A fiddly solution using low-precision arithmetic but using continued fractions to avoid loss of accuracy

// This function returns the rational number inside the given interval with
// the smallest denominator (and smallest numerator breaks ties; correctness
// proof neglects floating-point errors).
static mach_timebase_info_data_t bestFrac(double a, double b) {
  if (floor(a) < floor(b))
  { mach_timebase_info_data_t rv = {(int)ceil(a), 1}; return rv; }
  double m = floor(a);
  mach_timebase_info_data_t next = bestFrac(1/(b-m), 1/(a-m));
  mach_timebase_info_data_t rv = {(int)m*next.numer + next.denum, next.numer};
  return rv;
}

// Returns monotonic time in nanos, measured from the first time the function
// is called in the process.  The clock may run up to 0.1% faster or slower
// than the "exact" tick count. However, although the bound on the error is
// the same as for the pragmatic answer, the error is actually minimized over
// the given accuracy bound.
uint64_t monotonicTimeNanos() {
  uint64_t now = mach_absolute_time();
  static struct Data {
    Data(uint64_t bias_) : bias(bias_) {
      kern_return_t mtiStatus = mach_timebase_info(&tb);
      assert(mtiStatus == KERN_SUCCESS);
      double frac = (double)tb.numer/tb.denom;
      uint64_t spanTarget = 315360000000000000llu; // 10 years
      if (getExpressibleSpan(tb.numer, tb.denom) >= spanTarget)
        return;
      for (double errorTarget = 1/1024.0; errorTarget > 0.000001;) {
        mach_timebase_info_data_t newFrac =
            bestFrac((1-errorTarget)*frac, (1+errorTarget)*frac);
        if (getExpressibleSpan(newFrac.numer, newFrac.denom) < spanTarget)
          break;
        tb = newFrac;
        errorTarget = fabs((double)tb.numer/tb.denom - frac) / frac / 8;
      }
      assert(getExpressibleSpan(tb.numer, tb.denom) >= spanTarget);
    }
    mach_timebase_info_data_t tb;
    uint64_t bias;
  } data(now);
  return (now - data.bias) * data.tb.numer / data.tb.denom;
}

The derivation

We aim to reduce the fraction returned by mach_timebase_info to one that is essentially the same, but with a small denominator. The size of the timespan that we can handle is limited only by the size of the denominator, not the numerator of the fraction we shall multiply by:

uint64_t getExpressibleSpan(uint32_t numer, uint32_t denom) {
  // This is just less than the smallest thing we can multiply numer by without
  // overflowing. ceilLog2(numer) = 64 - number of leading zeros of numer
  uint64_t maxDiffWithoutOverflow = ((uint64_t)1 << (64 - ceilLog2(numer))) - 1;
  return maxDiffWithoutOverflow * numer / denom;
}

If denom=33333335 as returned by mach_timebase_info, we can handle differences of up to 18 seconds only before the multiplication by numer overflows. As getExpressibleSpan shows, by calculating a rough lower bound for this, the size of numer doesn't matter: halving numer doubles maxDiffWithoutOverflow. The only goal therefore is to produce a fraction close to numer/denom that has a smaller denominator. The simplest method to do this is using continued fractions.

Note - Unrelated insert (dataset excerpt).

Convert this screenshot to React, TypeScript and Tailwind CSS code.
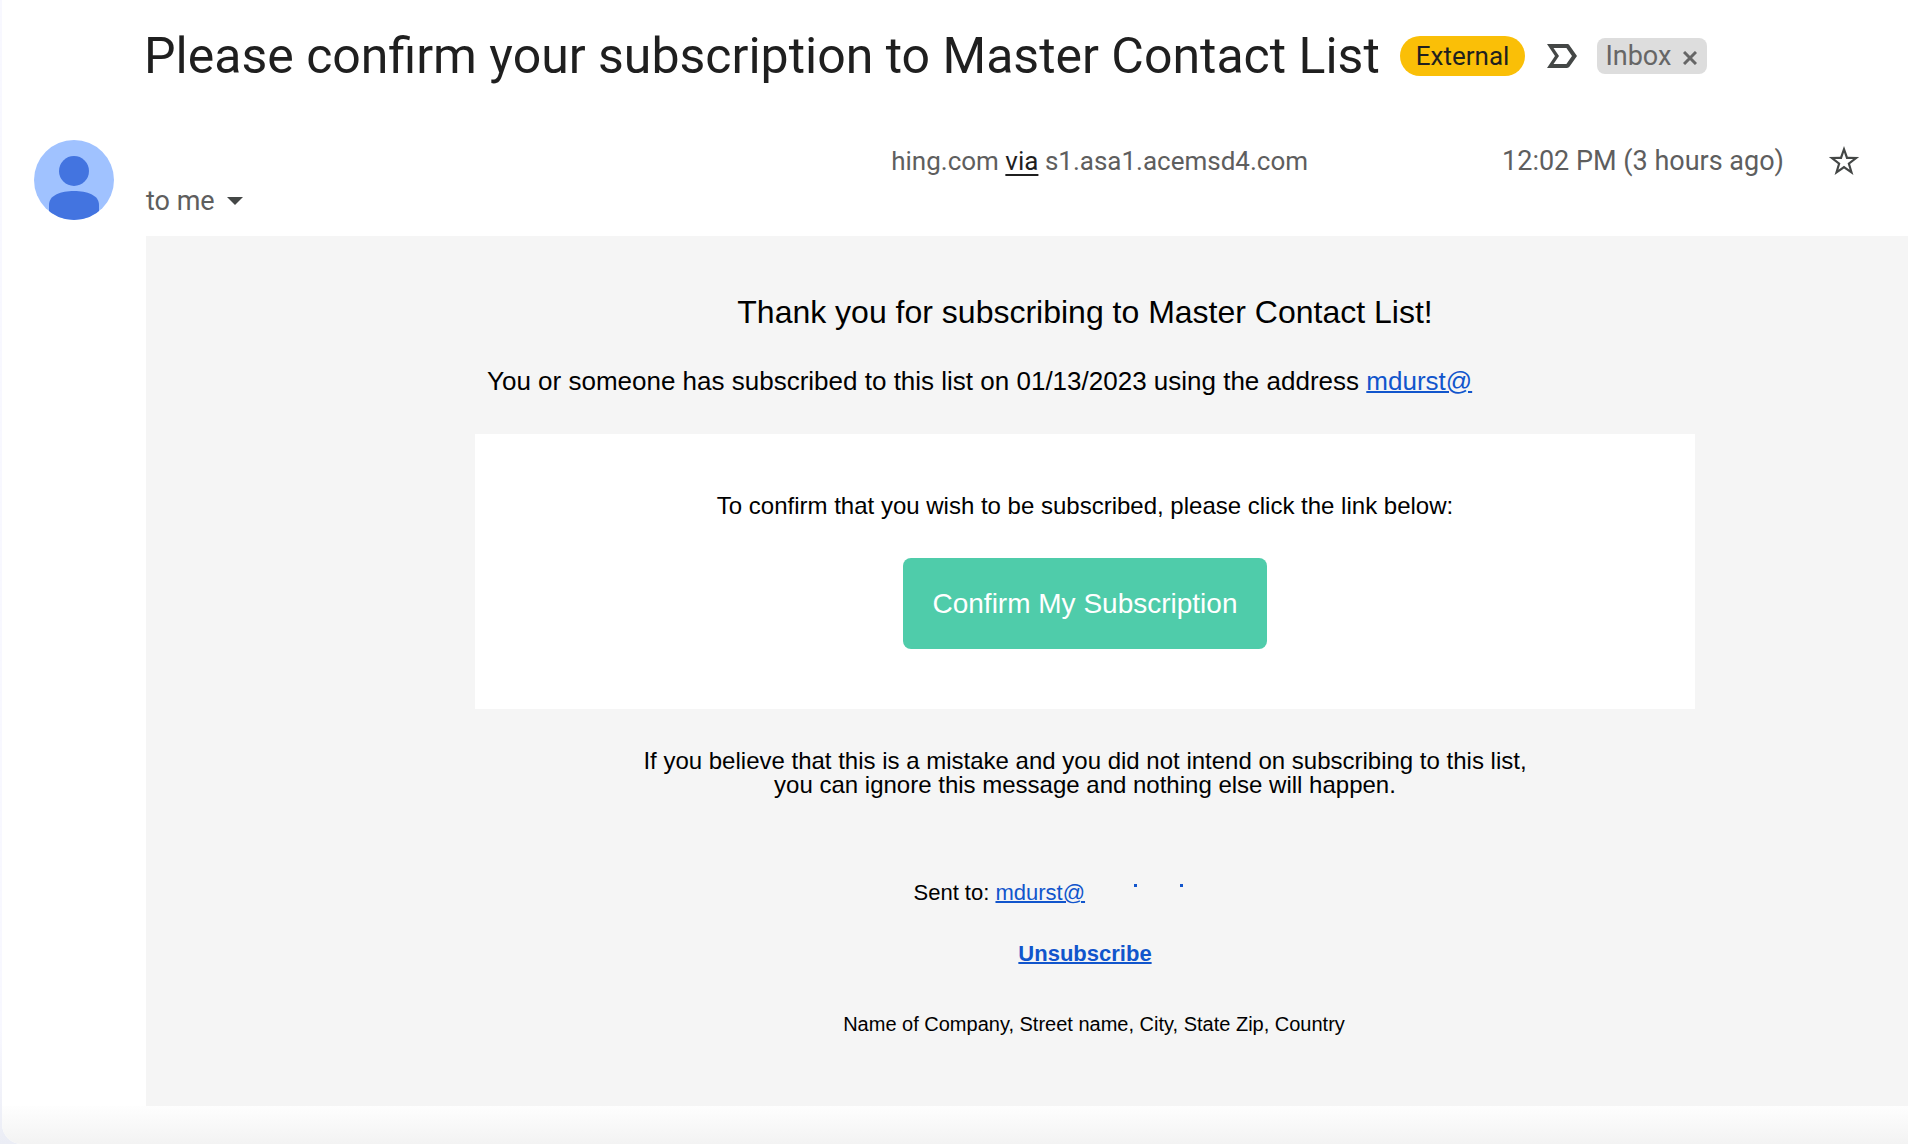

The continued fractions method is rather handy. bestFrac clearly works correctly if the provided interval contains an integer: it returns the least integer in the interval over 1. Otherwise, it calls itself recursively with a strictly larger interval and returns m+1/next. The final result is a continued fraction that can be shown by induction to have the correct property: it's optimal, the fraction inside the given interval with the least denominator.

Finally, we reduce the fraction Darwin passes us to a smaller one to use when rescaling the mach_absolute_time to nanoseconds. We may introduce an error here because we can't reduce the fraction in general without losing accuracy. We set ourselves the target of 0.1% error, and check that we've reduced the fraction enough for common timespans (up to ten years) to be handled correctly.

Arguably the method is over-complicated for what it does, but it handles correctly anything the API can throw at it, and the resulting code is still short and extremely fast (bestFrac typically recurses only three or four iterations deep before returning a denominator less than 1000 for random intervals [a,a*1.002]).